For a restaurant group running seasonal promotional campaigns, this meant their marketing coordinator stopped losing entire Monday mornings to reporting and could instead spend that time planning the next campaign. They also found that stakeholders actually read the shorter, cleaner automated reports more consistently than the manual ones — which meant faster sign-off on budget decisions.

Connecting the Dots Between Campaigns and Revenue

The most powerful shift AI brings to marketing reporting isn't speed — it's attribution. Attribution means understanding which specific touchpoints (which ad, which email, which channel) actually led to a sale or conversion. Manual reporting almost always oversimplifies this because pulling cross-channel data together is genuinely complex.

AI agents can maintain a live connection between your marketing platforms and your CRM or sales data, updating attribution models as new conversion data comes in.
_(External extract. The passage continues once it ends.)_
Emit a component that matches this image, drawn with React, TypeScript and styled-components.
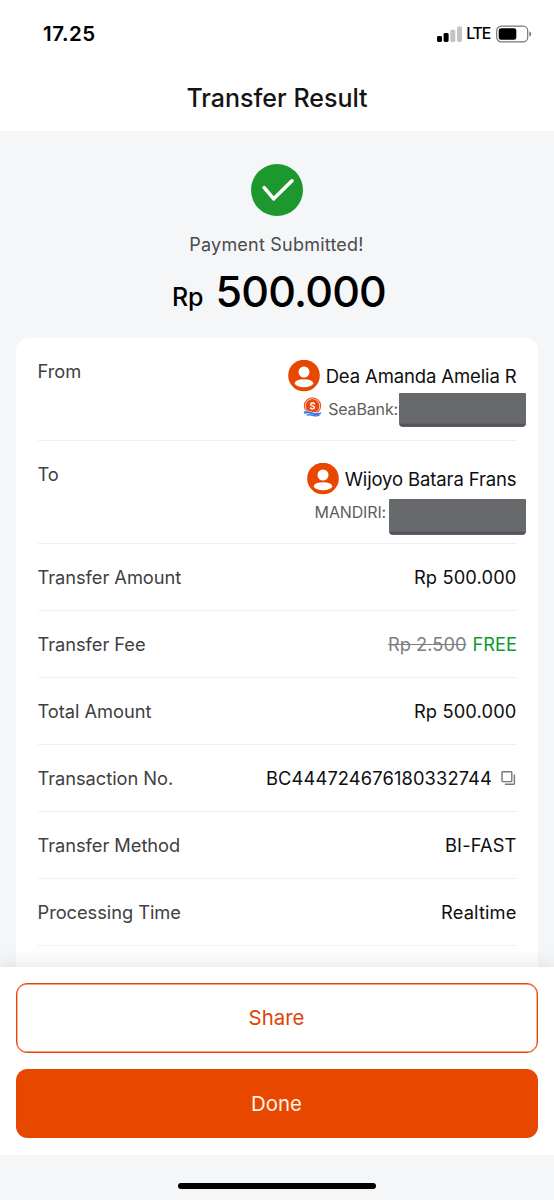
import React from "react";
import styled, { createGlobalStyle } from "styled-components";

const GlobalStyle = createGlobalStyle`
  * { box-sizing: border-box; }
  body {
    margin: 0;
    background: #f5f6f8;
    font-family: Inter, "Liberation Sans", sans-serif;
    color: #0e0e0f;
  }
`;

const Screen = styled.div`
  width: 554px;
  height: 1200px;
  display: flex;
  flex-direction: column;
  overflow: hidden;
  background: #f5f6f8;
`;

const StatusBar = styled.div`
  flex: none;
  height: 66px;
  padding: 1px 22px 0 43px;
  display: flex;
  justify-content: space-between;
  align-items: center;
  background: #fff;
`;

const Clock = styled.span`
  font-size: 20.5px;
  font-weight: 600;
  line-height: 24px;
  letter-spacing: 0.5px;
  color: #000;
`;

const StatusIcons = styled.div`
  display: flex;
  align-items: center;
`;

const Carrier = styled.span`
  margin: 1px 6px 0 4.5px;
  font-size: 15.8px;
  font-weight: 500;
  line-height: 20px;
  letter-spacing: -1.2px;
  color: #000;
`;

const Header = styled.header`
  flex: none;
  height: 65px;
  padding-bottom: 2px;
  display: flex;
  justify-content: center;
  align-items: center;
  background: #fff;
`;

const Title = styled.h1`
  margin: 0;
  font-size: 25px;
  font-weight: 500;
  line-height: 30px;
  letter-spacing: 0;
  color: #141414;
`;

const Content = styled.main`
  flex: 1;
  min-height: 0;
  overflow: hidden;
  padding: 0 16px;
`;

const Summary = styled.section`
  height: 207px;
  padding-top: 33px;
  display: flex;
  flex-direction: column;
  align-items: center;
`;

const Status = styled.p`
  margin: 17px 0 0;
  padding-right: 1px;
  font-size: 18px;
  line-height: 24px;
  letter-spacing: 0.22px;
  color: #4a4b4d;
`;

const Amount = styled.p`
  margin: 9px 0 0 4px;
  display: flex;
  align-items: baseline;
  gap: 12px;
  font-size: 43px;
  font-weight: 500;
  line-height: 50px;
  letter-spacing: -0.8px;
  color: #000;
`;

const Currency = styled.span`
  position: relative;
  top: -1px;
  font-size: 25px;
  letter-spacing: 0;
`;

const Card = styled.section`
  height: 700px;
  padding: 0 21.5px;
  border-radius: 13px;
  background: #fff;
`;

const Row = styled.div<{ $tall?: boolean }>`
  height: ${(p) => (p.$tall ? 103 : 67)}px;
  padding-top: ${(p) => (p.$tall ? 21 : 0)}px;
  display: flex;
  justify-content: space-between;
  align-items: ${(p) => (p.$tall ? "flex-start" : "center")};
  border-bottom: 1px solid #f0f0f1;
`;

const Label = styled.span`
  font-size: 18.3px;
  line-height: 24px;
  letter-spacing: -0.05px;
  color: #3f4042;
`;

const Value = styled.span`
  display: flex;
  align-items: center;
  font-size: 18.3px;
  line-height: 24px;
  letter-spacing: 0.13px;
  color: #0e0e0f;
`;

const Fee = styled(Value)`
  margin-right: -0.5px;
  letter-spacing: 0;
`;

const OldFee = styled.s`
  margin-right: 6px;
  color: #7d7e80;
`;

const Free = styled.span`
  color: #109a2b;
`;

const Party = styled.div`
  display: flex;
  flex-direction: column;
  align-items: flex-end;
`;

const PartyName = styled.div`
  height: 33px;
  padding-top: 1px;
  display: flex;
  align-items: center;
  gap: 5.5px;
  font-size: 18.5px;
  line-height: 24px;
  letter-spacing: -0.13px;
`;

const Account = styled.div`
  margin-top: -1px;
  margin-right: -9.5px;
  display: flex;
  align-items: flex-start;
`;

const BankName = styled.span<{ $gap: number }>`
  margin-right: ${(p) => p.$gap}px;
  font-size: 16px;
  line-height: 20px;
  letter-spacing: -0.15px;
  margin-top: 8px;
  color: #5d5e60;
`;

const BankLogo = styled.svg`
  margin: 6px 6.5px 0 0;
`;

const Redaction = styled.span<{ $w: number; $h: number; $top: number }>`
  width: ${(p) => p.$w}px;
  height: ${(p) => p.$h}px;
  margin-top: ${(p) => p.$top}px;
  border-radius: 1px 1px 4px 4px;
  background: linear-gradient(#66676a 0, #68696a 3px, #68696a calc(100% - 4px), #504b56 calc(100% - 2px), #65617d 100%);
`;

const CopyIcon = styled.svg`
  margin: 0 0.5px 0 9px;
`;

const Footer = styled.footer`
  position: relative;
  flex: none;
  height: 188px;
  padding: 16px;
  display: flex;
  flex-direction: column;
  gap: 16px;
  background: #fff;
  box-shadow: 0 0 20px rgba(0, 0, 0, 0.13);
  clip-path: inset(-30px 0 0 0);
`;

const Button = styled.button<{ $primary?: boolean }>`
  height: 69.7px;
  padding: 0 1px 0 0;
  border: 1px solid #e84700;
  box-shadow: inset 0 0 0 0.4px #e84700;
  border-radius: 11px;
  background: ${(p) => (p.$primary ? "#e84700" : "#fff")};
  color: ${(p) => (p.$primary ? "#fff3e9" : "#df4509")};
  font-family: inherit;
  font-size: 20.4px;
  line-height: 26px;
`;

const HomeArea = styled.div`
  flex: none;
  height: 45px;
  padding-top: 27.5px;
  display: flex;
  justify-content: center;
`;

const HomeIndicator = styled.span`
  width: 198px;
  height: 6.7px;
  border-radius: 4px;
  background: #000;
`;

const Signal = () => (
  <svg width="25" height="16" viewBox="0 0 25 16">
    <rect x="0" y="10" width="5" height="6" rx="1.4" fill="#000" />
    <rect x="6.6" y="7" width="5" height="9" rx="1.4" fill="#000" />
    <rect x="13.3" y="3.7" width="5" height="12.3" rx="1.4" fill="#c4c4c4" />
    <rect x="20" y="0.5" width="5" height="15.5" rx="1.4" fill="#c4c4c4" />
  </svg>
);

const Battery = () => (
  <svg width="36" height="18" viewBox="0 0 36 18">
    <rect x="0.7" y="1.2" width="31" height="15.6" rx="4.6" fill="none" stroke="#777" strokeWidth="1.2" />
    <rect x="2.7" y="3.2" width="17.6" height="11.6" rx="2.4" fill="#000" />
    <path d="M33.3 6.4q2 .9 2 2.6t-2 2.6z" fill="#777" />
  </svg>
);

const Check = () => (
  <svg width="52" height="52" viewBox="0 0 52 52">
    <circle cx="26" cy="26" r="26" fill="#1c982f" />
    <path d="M13.2 23.7L22.7 34.8L41 16.8" fill="none" stroke="#fff" strokeWidth="3.6" strokeLinecap="round" strokeLinejoin="round" />
  </svg>
);

const Avatar = () => (
  <svg width="32" height="32" viewBox="0 0 32 32">
    <circle cx="16" cy="15.500" r="15.8" fill="#e84700" />
    <circle cx="16" cy="12" r="5.5" fill="#fff" />
    <ellipse cx="16" cy="23.2" rx="9.2" ry="4" fill="#fff" />
  </svg>
);

const SeaBankLogo = () => (
  <BankLogo width="19" height="20" viewBox="0 0 19 20">
    <circle cx="9.5" cy="9" r="8.1" fill="#fff" stroke="#ee5a26" strokeWidth="1.2" />
    <circle cx="9.5" cy="9" r="6.9" fill="#e84a14" />
    <path d="M11.4 6.9C10.6 5.6 7.7 5.6 7.7 7.4C7.7 9.2 11.4 8.6 11.4 10.5C11.4 12.3 8.5 12.3 7.6 11" fill="none" stroke="#fff" strokeWidth="1.4" strokeLinecap="round" />
    <path d="M0 14.1q5-1 9.5.8t9.5-.4V20H0z" fill="#fff" />
    <path d="M.6 14.6q4.400-1.100 8.700.8t9.100-.2l-.8 2.100q-4.100 1.600-8.500-.1t-7.500-.5z" fill="#2f6fe0" />
    <path d="M3.500 18.100q3.200-.8 6.200.2t6.800.1" fill="none" stroke="#3c7be6" strokeWidth="1.400" />
  </BankLogo>
);

const Copy = () => (
  <CopyIcon width="15" height="15" viewBox="0 0 15 15" fill="none" stroke="#77787a" strokeWidth="1.4">
    <rect x="1" y="0.8" width="9.8" height="9.8" rx="0.8" />
    <path d="M13.4 3.400V12.500Q13.400 13.200 12.700 13.200H3.800" />
  </CopyIcon>
);

export default function App() {
  return (
    <>
      <GlobalStyle />
      <Screen>
        <StatusBar>
          <Clock>17.25</Clock>
          <StatusIcons>
            <Signal />
            <Carrier>LTE</Carrier>
            <Battery />
          </StatusIcons>
        </StatusBar>
        <Header>
          <Title>Transfer Result</Title>
        </Header>
        <Content>
          <Summary>
            <Check />
            <Status>Payment Submitted!</Status>
            <Amount>
              <Currency>Rp</Currency>500.000
            </Amount>
          </Summary>
          <Card>
            <Row $tall>
              <Label>From</Label>
              <Party>
                <PartyName>
                  <Avatar />
                  Dea Amanda Amelia R
                </PartyName>
                <Account>
                  <SeaBankLogo />
                  <BankName $gap={1}>SeaBank:</BankName>
                  <Redaction $w={127} $h={34} $top={2} />
                </Account>
              </Party>
            </Row>
            <Row $tall>
              <Label>To</Label>
              <Party>
                <PartyName>
                  <Avatar />
                  Wijoyo Batara Frans
                </PartyName>
                <Account>
                  <BankName $gap={3}>MANDIRI:</BankName>
                  <Redaction $w={137} $h={36} $top={5} />
                </Account>
              </Party>
            </Row>
            <Row>
              <Label>Transfer Amount</Label>
              <Value>Rp 500.000</Value>
            </Row>
            <Row>
              <Label>Transfer Fee</Label>
              <Fee>
                <OldFee>Rp 2.500</OldFee>
                <Free>FREE</Free>
              </Fee>
            </Row>
            <Row>
              <Label>Total Amount</Label>
              <Value>Rp 500.000</Value>
            </Row>
            <Row>
              <Label>Transaction No.</Label>
              <Value>
                BC444724676180332744
                <Copy />
              </Value>
            </Row>
            <Row>
              <Label>Transfer Method</Label>
              <Value>BI-FAST</Value>
            </Row>
            <Row>
              <Label>Processing Time</Label>
              <Value>Realtime</Value>
            </Row>
          </Card>
        </Content>
        <Footer>
          <Button>Share</Button>
          <Button $primary>Done</Button>
        </Footer>
        <HomeArea>
          <HomeIndicator />
        </HomeArea>
      </Screen>
    </>
  );
}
If a customer clicked a LinkedIn ad three weeks ago, opened two emails, and then converted after seeing a retargeting ad, the AI tracks that full journey and weights each touchpoint appropriately. This gives you a much more accurate picture of which channels deserve more budget — and which ones look busy but aren't actually driving revenue.

For teams managing monthly budgets of £5,000 or more across multiple channels, this level of attribution insight typically shifts 20–30% of budget toward higher-performing channels within the first quarter. That reallocation, done on accurate data rather than gut feel, is where the measurable ROI becomes significant.

Conclusion

Marketing campaign automation isn't about replacing your marketing team — it's about removing the manual glue work that slows them down. Testing more variables faster, optimizing in real time without constant supervision, generating reports automatically, and connecting campaign activity to actual revenue: these are all problems AI agents solve today, with existing tools, at a cost that makes sense for teams of almost any size. The biggest risk isn't implementing this too early. It's continuing to let slow feedback loops and manual reporting eat into the time and budget your campaigns actually need to perform.